Ramadan has officially started! Muslims worldwide observe this as a month of fasting from food, water, and sexual activities which lasts about 29 days. According to Islam, it is the best way of devotion of Muslims towards God. It is believed that if one is over the age of 12, they should fast. However, those who are physically and mentally challenged should not, as well as woman during their menstruation.
During Ramadan, Muslims visit the mosque for prayers (apart from their 5 daily prayers). It is said the rewards of fasting are multiplied during Ramadan, which includes an increase in salat (prayers). Once the sun sets, they may have the first of two meals: one before the sunrise and one after the sunsets.
Even though I am not participating in Ramadan, I respect their culture. I can easily see the changes throughout the city. The streets that where once crowded on my way to the Orphanage every morning, is now deserted and quiet. It is not until I return from volunteering that local shops are just starting to open up. I have heard that people tend to have less of a temper, but I have yet to witness any “out of the ordinary” arguments. When I ride the train at night, I see the passengers constantly asking for the time to et the “O.K.” to eat. Once it is confirmed, they reach into their bags and pull out snacks or sweets prepared to eat. The dedication of the Muslims during Ramadan is exceedingly honorable.

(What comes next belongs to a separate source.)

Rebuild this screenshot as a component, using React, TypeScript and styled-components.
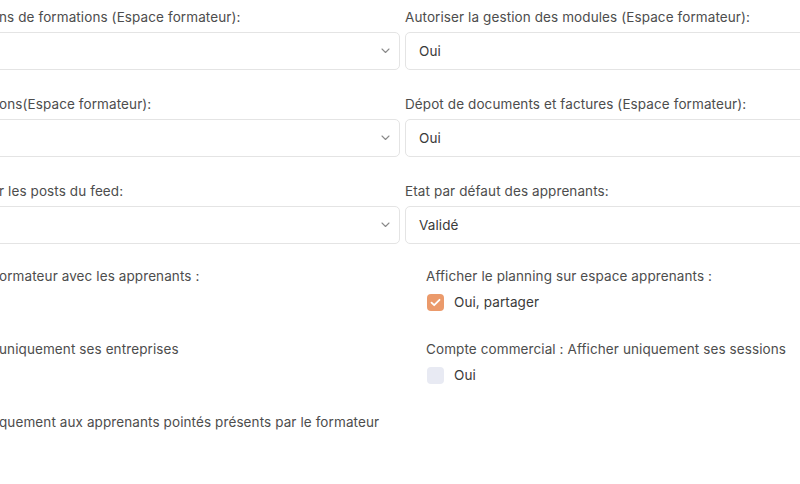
import React from "react";
import styled, { createGlobalStyle } from "styled-components";

const Global = createGlobalStyle`
  html, body { margin: 0; padding: 0; background: #fff; overflow: hidden; }
  body { font-family: Inter, "Open Sans", sans-serif; width: 800px; height: 484px; }
`;

const Page = styled.div`
  width: 800px;
  height: 484px;
  overflow: hidden;
  padding-top: 7px;
  box-sizing: border-box;
`;

const Grid = styled.div`
  display: grid;
  grid-template-columns: 410px 420px;
  column-gap: 5px;
  margin-left: -10px;
`;

const Field = styled.div`
  display: flex;
  flex-direction: column;
  margin-bottom: 24px;
`;

const Label = styled.div<{ $cut?: boolean; $indent?: number }>`
  font-size: 13.5px;
  letter-spacing: 0.1px;
  line-height: 20px;
  color: #4d4d4d;
  white-space: nowrap;
  padding-left: ${(p) => (p.$cut ? "9px" : `${p.$indent ?? 0}px`)};
  margin-bottom: 5px;
`;

const Select = styled.div`
  height: 38px;
  box-sizing: border-box;
  border: 1px solid #e4e4e4;
  border-radius: 5px;
  display: flex;
  align-items: center;
  justify-content: space-between;
  padding: 0 9px 0 13px;
  font-size: 13.5px;
  letter-spacing: 0.1px;
  color: #3a3a3a;
  background: #fff;
`;

const Chevron = () => (
  <svg width="9" height="6" viewBox="0 0 9 6" fill="none">
    <path d="M1 1l3.5 3.5L8 1" stroke="#8a8a8a" strokeWidth="1.1" strokeLinecap="round" strokeLinejoin="round" />
  </svg>
);

const CheckField = styled.div`
  display: flex;
  flex-direction: column;
  min-height: 73px;
`;

const CheckRow = styled.label`
  display: flex;
  align-items: center;
  gap: 10px;
  padding-left: 22px;
  margin-top: 1px;
  font-size: 13.5px;
  letter-spacing: 0.1px;
  line-height: 20px;
  color: #3a3a3a;
`;

const Box = styled.span<{ $on?: boolean }>`
  width: 17px;
  height: 17px;
  border-radius: 4px;
  background: ${(p) => (p.$on ? "#eb9a6b" : "#e8eaf3")};
  display: inline-flex;
  align-items: center;
  justify-content: center;
`;

const CheckSection = styled(Grid)`
  margin-top: -2px;
`;

export default function App() {
  return (
    <Page>
      <Global />
      <Grid>
        <Field>
          <Label $cut>ns de formations (Espace formateur):</Label>
          <Select><span /><Chevron /></Select>
        </Field>
        <Field>
          <Label>Autoriser la gestion des modules (Espace formateur):</Label>
          <Select>Oui</Select>
        </Field>
        <Field>
          <Label $cut>ons(Espace formateur):</Label>
          <Select><span /><Chevron /></Select>
        </Field>
        <Field>
          <Label>Dépot de documents et factures (Espace formateur):</Label>
          <Select>Oui</Select>
        </Field>
        <Field>
          <Label $cut>r les posts du feed:</Label>
          <Select><span /><Chevron /></Select>
        </Field>
        <Field>
          <Label>Etat par défaut des apprenants:</Label>
          <Select>Validé</Select>
        </Field>
      </Grid>
      <CheckSection>
        <CheckField>
          <Label $cut>ormateur avec les apprenants :</Label>
        </CheckField>
        <CheckField>
          <Label $indent={21}>Afficher le planning sur espace apprenants :</Label>
          <CheckRow>
            <Box $on>
              <svg width="11" height="9" viewBox="0 0 11 9" fill="none">
                <path d="M1.5 4.6l2.7 2.6L9.5 1.8" stroke="#fff" strokeWidth="1.8" strokeLinecap="round" strokeLinejoin="round" />
              </svg>
            </Box>
            Oui, partager
          </CheckRow>
        </CheckField>
        <CheckField>
          <Label $cut>uniquement ses entreprises</Label>
        </CheckField>
        <CheckField>
          <Label $indent={21}>Compte commercial : Afficher uniquement ses sessions</Label>
          <CheckRow>
            <Box />
            Oui
          </CheckRow>
        </CheckField>
        <CheckField>
          <Label $cut>quement aux apprenants pointés présents par le formateur</Label>
        </CheckField>
      </CheckSection>
    </Page>
  );
}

I do not eat or drink when I am out and about. I wait till I am in the comfort of my home to do so. Since I am still on a regular eating schedule, my host mom still makes me lunch (which I feel guilty for) and dinner. However, dinner these days has been grand and a mixture of different pastries, Moroccan soup, and flat bread to name a few. My dinner has more of a breakfast selection because it is the family’s first meal of the day. Around 3-3:30 a.m., I hear the host mom preparing the second meal of the day. She whispers to her husband that food is ready. Afterwards, the host dad goes down to the mosque to pray.